In the EU’s most populated country, the Social Democrats took a major hit by failing to gain anything after the SPD’s horrible (worst since 1945) result in 2004. Overall, the Christian Democrats (CDU) of Chancellor Angela Merkel and its Bavarian sister, the CSU, won as in 2004 but their vote also took a hit (the CDU/CSU was a popular opposition party then, they’re the senior government party now). The winners were of course the Greens, who held on to their remarkable 2004 result and in fact gained a 14th MEP, but certainly the right-liberal Free Democrats (FDP). The Left also gained slightly compared to 2004. The Left’s map remains largely a map of the old DDR but, for the first time, you have darker shades appearing in the West – specifically in the industrial regions of the Saar, the Ruhr and Bremen city. In the end the CSU had no problems with the 5% threshold and they won a relatively decent (compared to most recent results, not 2004 or 2006) result – 48% – in Bavaria. Frei Wahler took 6.7% in Bavaria, and 1.7% federally.

Greece

PASOK 36.64% (+2.61%) winning 8 seats (nc)
New Democracy 32.29% (-10.72%) winning 8 seats (-3)
Communist Party 8.35% (-1.13%) winning 2 seats (-1)
Popular Orthodox Rally 7.14% (+3.02%) winning 2 seats (+1)
Coalition of the Radical Left 4.7% (+0.54%) winning 1 seat (nc)
Ecologist Greens 3.49% (+2.88%) winning 1 seat (+1)
Pan-Hellenic Macedonian Front 1.27%

Greece EU 2009

No Greek surprise overall, though the Greenies’ poor result could be one. As expected, the opposition ‘socialist’ PASOK defeated the governing unpopular and corrupt right-wing New Democracy. However, there remains no great love for PASOK, partly due to the fact that both ND and PASOK are very similar. The Communist Party (KKE), one of Europe’s most communist communist parties (it still lives in 1951, decrying bourgeois and capitalists), won 8.35%, slightly above its 2007 electoral result but below the KKE’s excellent 2004 result (over 9%). The surprise came from LAOS and the Greens. The Greenies, who were polling 8-11% in the last polls, fell to a mere 3% partly due to a controversial video by the Green Party leader who said that Macedonia (FYROM, the country) should be allowed to keep its name (s0mething which does not go down well in Greece). Most of the Green strength in polls came from disenchanted ND supporters who ended up voting LAOS (the ultra-Orthodox kooks). The Radical Left (SYRIZA) won a rather poor result, probably due to the fact that it is seen as responsible for the violence and lootings during the 2008 riots in Athens.

Hungary

Fidesz 56.36% winning 14 seats (+2)
Socialist 17.37% winning 4 seats (-5)
Jobbik 14.77% winning 3 seats (+3)
Hungarian Democratic Forum 5.31% winning 1 seat (nc)

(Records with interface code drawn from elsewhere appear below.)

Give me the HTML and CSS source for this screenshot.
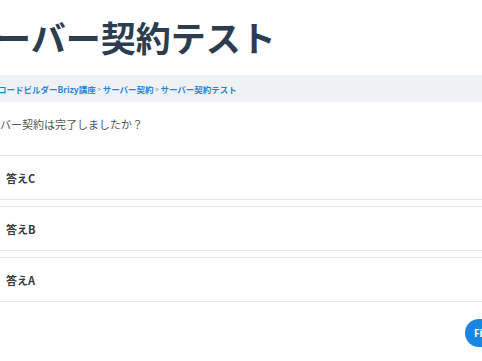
FILE: index.html
```html
<!DOCTYPE html>
<html lang="ja">
<head>
<meta charset="utf-8">
<link rel="stylesheet" href="styles.css">
</head>
<body>
<div class="page">
  <h1 class="title">サーバー契約テスト</h1>
  <nav class="crumbs">
    <div class="crumbs-inner">
      <a class="crumb" href="#">ノーコードビルダーBrizy講座</a>
      <span class="sep">&gt;</span>
      <a class="crumb" href="#">サーバー契約</a>
      <span class="sep">&gt;</span>
      <a class="crumb" href="#">サーバー契約テスト</a>
    </div>
  </nav>
  <p class="question">サーバー契約は完了しましたか？</p>
  <div class="answers">
    <div class="answer">答えC</div>
    <div class="answer">答えB</div>
    <div class="answer">答えA</div>
  </div>
  <div class="actions">
    <button class="finish">Finish</button>
  </div>
</div>
</body>
</html>
```
FILE: styles.css
```css
html, body {
  margin: 0;
  padding: 0;
  background: #ffffff;
  overflow: hidden;
}
body {
  font-family: "Noto Sans", "Noto Sans CJK JP", sans-serif;
  color: #333;
}
.page {
  margin-left: -29px;
  width: 560px;
}
.title {
  margin: 0;
  padding-top: 15px;
  height: 60px;
  box-sizing: border-box;
  font-family: "Noto Sans CJK JP", sans-serif;
  font-size: 35px;
  font-weight: 700;
  line-height: 44px;
  color: #2c3d4f;
  margin-left: -10px;
}
.crumbs {
  margin-top: 15px;
  background: #eff2f5;
  height: 27px;
  display: flex;
  align-items: center;
}
.crumbs-inner {
  display: flex;
  align-items: center;
  gap: 1.5px;
  margin-left: 10px;
  font-family: "Noto Sans CJK JP", sans-serif;
  font-size: 8.5px;
  font-weight: 700;
}
.crumb {
  color: #1f86e0;
  text-decoration: none;
}
.sep {
  color: #8a96a3;
  font-size: 7px;
  font-weight: 400;
}
.question {
  margin: 0;
  padding-top: 14px;
  height: 39px;
  box-sizing: border-box;
  font-family: "Noto Sans CJK JP", sans-serif;
  font-size: 11px;
  line-height: 16px;
  color: #555;
  margin-left: 7px;
}
.answers {
  margin-top: 14px;
  display: flex;
  flex-direction: column;
  gap: 6px;
}
.answer {
  height: 45px;
  box-sizing: border-box;
  border: 1px solid #e3e8ee;
  border-width: 1.5px 0;
  display: flex;
  align-items: center;
  padding-left: 35px;
  font-family: "Noto Sans CJK JP", sans-serif;
  font-size: 11px;
  font-weight: 700;
  color: #3a3a3a;
}
.actions {
  display: flex;
  justify-content: flex-start;
  padding-left: 494px;
  margin-top: 17px;
}
.finish {
  height: 28px;
  padding: 0 9px;
  border: none;
  border-radius: 14px;
  background: #1a86e2;
  color: #fff;
  font-family: "Noto Sans", sans-serif;
  font-size: 10px;
  font-weight: 700;
}
```
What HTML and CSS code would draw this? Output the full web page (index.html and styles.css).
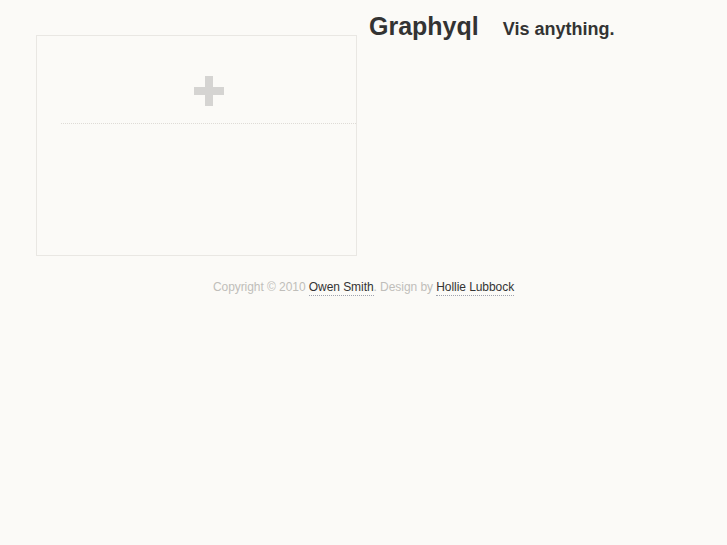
FILE: index.html
```html
<!DOCTYPE html>
<html>
<head>
<meta charset="utf-8">
<link rel="stylesheet" href="styles.css">
</head>
<body>
<div class="page">
  <div class="top">
    <div class="panel">
      <div class="panel-head">
        <div class="plus" aria-label="Add"></div>
      </div>
    </div>
    <div class="header">
      <h1 class="title">Graphyql</h1>
      <span class="tagline">Vis anything.</span>
    </div>
  </div>
  <p class="footer">Copyright © 2010 <a href="#">Owen Smith</a>. Design by <a href="#">Hollie Lubbock</a></p>
</div>
</body>
</html>
```
FILE: styles.css
```css
html, body {
  margin: 0;
  padding: 0;
  background: #fbfaf7;
}
body {
  font-family: "Liberation Sans", Arial, sans-serif;
  color: #333;
}
.page {
  width: 727px;
}
.top {
  display: flex;
  align-items: flex-start;
  padding-left: 36px;
  padding-top: 35px;
}
.panel {
  width: 319px;
  height: 219px;
  border: 1px solid #e9e7e3;
  flex: none;
}
.panel-head {
  margin-left: 24px;
  height: 88px;
  border-bottom: 1px dotted #dedbd6;
  display: flex;
  justify-content: center;
  padding-top: 40px;
  box-sizing: border-box;
}
.plus {
  position: relative;
  width: 30px;
  height: 30px;
}
.plus::before,
.plus::after {
  content: "";
  position: absolute;
  background: #d5d4d2;
}
.plus::before {
  left: 11px;
  top: 0;
  width: 8px;
  height: 30px;
}
.plus::after {
  left: 0;
  top: 11px;
  width: 30px;
  height: 8px;
}
.header {
  display: flex;
  align-items: baseline;
  margin-left: 12px;
  margin-top: -24px;
}
.title {
  margin: 0;
  font-size: 25px;
  font-weight: bold;
  color: #333;
  line-height: 30px;
}
.tagline {
  margin-left: 24px;
  font-size: 18px;
  font-weight: bold;
  color: #333;
}
.footer {
  margin: 23px 0 0;
  text-align: center;
  font-size: 12px;
  letter-spacing: -0.06px;
  color: #c0beba;
  line-height: 16px;
}
.footer a {
  display: inline-block;
  color: #333;
  text-decoration: none;
  line-height: 15px;
  border-bottom: 1px dotted #9fa2ad;
}
```
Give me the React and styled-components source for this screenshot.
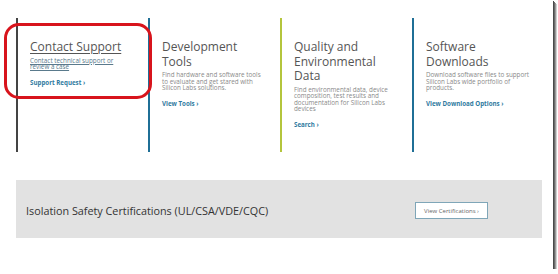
import React from "react";
import styled, { createGlobalStyle } from "styled-components";

const Global = createGlobalStyle`
  html, body { margin: 0; padding: 0; background: #ffffff; }
  body { font-family: "Open Sans", "Liberation Sans", sans-serif; }
  * { box-sizing: border-box; }
`;

const Frame = styled.div`
  position: relative;
  width: 553px;
  height: 269px;
  background: #ffffff;
  box-shadow: 1px 1px 0 #4a4a4a, 2px 2px 0 #6a6a6a, 3px 3px 0 #9a9a9a, 4px 4px 0 #d0d0d0;
  padding: 18px 0 0 16px;
`;

const Columns = styled.div`
  display: grid;
  grid-template-columns: repeat(4, 132px);
  height: 134px;
`;

const Column = styled.div`
  border-left: 2px solid ${(p) => p.$accent};
  padding: 22px 0 0 12px;
  white-space: nowrap;
`;

const Title = styled.div`
  font-size: 12px;
  line-height: 14.5px;
  color: #555555;
  font-weight: 400;
  text-decoration: ${(p) => (p.$underline ? "underline" : "none")};
  text-decoration-thickness: 1px;
  text-underline-offset: 2px;
`;

const Desc = styled.div`
  margin-top: 3px;
  font-size: 6.3px;
  line-height: 6.6px;
  color: ${(p) => (p.$link ? "#5a7a8c" : "#8a8a8a")};
  text-decoration: ${(p) => (p.$link ? "underline" : "none")};
`;

const More = styled.div`
  margin-top: 8.5px;
  font-size: 6.2px;
  line-height: 8px;
  font-weight: 700;
  color: #2f7aa0;
`;

const Banner = styled.div`
  margin-top: 28px;
  width: 526px;
  height: 58px;
  background: #e2e2e2;
  display: flex;
  align-items: center;
  justify-content: space-between;
  padding: 3px 54px 0 10px;
`;

const BannerText = styled.div`
  font-size: 10.8px;
  color: #333333;
`;

const Button = styled.div`
  width: 73px;
  height: 17px;
  background: #ffffff;
  border: 1px solid #7fa6b8;
  display: flex;
  align-items: center;
  justify-content: center;
  font-size: 6px;
  color: #666666;
`;

const Callout = styled.div`
  position: absolute;
  left: 4px;
  top: 23px;
  width: 148px;
  height: 76px;
  border: 3px solid #d8141c;
  border-radius: 15px;
`;

const cols = [
  {
    accent: "#444444",
    title: ["Contact Support"],
    underline: true,
    desc: ["Contact technical support or", "review a case"],
    link: true,
    more: "Support Request",
  },
  {
    accent: "#1f6f96",
    title: ["Development", "Tools"],
    desc: ["Find hardware and software tools", "to evaluate and get stared with", "Silicon Labs solutions."],
    more: "View Tools",
  },
  {
    accent: "#b4c53c",
    title: ["Quality and", "Environmental", "Data"],
    desc: ["Find environmental data, device", "composition, test results and", "documentation for Silicon Labs", "devices"],
    more: "Search",
  },
  {
    accent: "#1f6f96",
    title: ["Software", "Downloads"],
    desc: ["Download software files to support", "Silicon Labs wide portfolio of", "products."],
    more: "View Download Options",
  },
];

export default function App() {
  return (
    <>
      <Global />
      <Frame>
        <Columns>
          {cols.map((c, i) => (
            <Column key={i} $accent={c.accent}>
              <Title $underline={c.underline}>
                {c.title.map((t, j) => (
                  <div key={j}>{t}</div>
                ))}
              </Title>
              <Desc $link={c.link}>
                {c.desc.map((t, j) => (
                  <div key={j}>{t}</div>
                ))}
              </Desc>
              <More>{c.more} ›</More>
            </Column>
          ))}
        </Columns>
        <Banner>
          <BannerText>Isolation Safety Certifications (UL/CSA/VDE/CQC)</BannerText>
          <Button>View Certifications ›</Button>
        </Banner>
        <Callout />
      </Frame>
    </>
  );
}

The surprise in Hungary came from the spectacular result of the far-right quasi-Nazi Jobbik (which has its own private militia), which did much better than any poll or exit poll had predicted. Jobbik’s results significantly weakened the conservative Fidesz which won “only” 56% (down from 65-70% in some polls). The governing Socialist MSZP took a spectacular thumping, as was widely expected. While the right-wing MDF held its seat, the liberal SZDSZ (f0rmer coalition partner in the MSZP-led government until 2008) lost both of its seats.

Ireland

Fine Gael 29.1% (+1.3%) winning 4 seats (-1)
Fianna Fáil 24.1% (-5.4%) winning 3 seats (-1)
Labour 13.9% (+3.4%) winning 3 seats (+2)
Sinn Féin 11.2% (+0.1%) winning 0 seats (-1)
Libertas 3.1% (new) winning 0 seats (new)
Socialist 1.5% (+0.2%) winning 1 seat (+1)
Green Party 1.1% (-3.2%)

As expected, Fine Gael came out on top of FPVs in Ireland, inflicting a major defeat on the governing Fianna Fáil. Fianna Fáil, did not, however, slip to third behind Labour as some pollsters made it seem. This is due in a large part due to Labour’s complete lack of organization in most rural areas. In Dublin, both Fine Gael and Labour incumbents made it through without much sweat. The race, as expected, was for the third seat between the Fianna Fáil incumbent (Eoin Ryan), Socialist leader Joe Higgins and the Sinn Féin incumbent (Mary Lou McDonald). Surprisingly, Sinn Féin was the first out leaving the final seat between Ryan and Higgins. In the end, Higgins got the quasi-entirety of McDonald’s transferable votes and defeated Ryan with 82,366 votes against 76,956 votes for Ryan on the 7th count. Former Greenie (against the party’s participation in government) Patricia McKenna won 4.3% on first preferences against 4.7% against the official Greenie (however, further transfers from joke candidates got McKenna all the way to count 5, while the Greenie got out by count 3). In the East, Fine Gael’s Mairead McGuinness got elected on the first count, quite the feat indeed. However, no luck for Fine Gael’s second candidate in holding the third seat held by a retiring Fine Gael incumbent. Labour’s Nessa Childers, second on first prefs, far outpolled John Paul Phelan (FG’s second candidate) and got the second seat. Fianna Fáil held its seat. In the North-West, all incumbents (1 Independent ALDE, 1 FF, 1 FG) held their seats with Marian Harkin (Ind-ALDE) topping the poll (however, both Fianna Fáil candidates combined outpolled him and Fine Gael’s MEP). The founder and leader of Libertas, Declan Ganley polled a respectable 13.66% on FPVs and held out till the last count but lost out to Fine Gael due to rather poor transfers from the other anti-Lisbon outfit, SF. In the South, FF incumbent Brian Crowley topped the poll and won easily, as did Sean Kelly (FG). The third seat was between the incumbent Independent (eurosceptic and social conservative) Kathy Sinnott and Labour’s Alan Kelly. Kelly won.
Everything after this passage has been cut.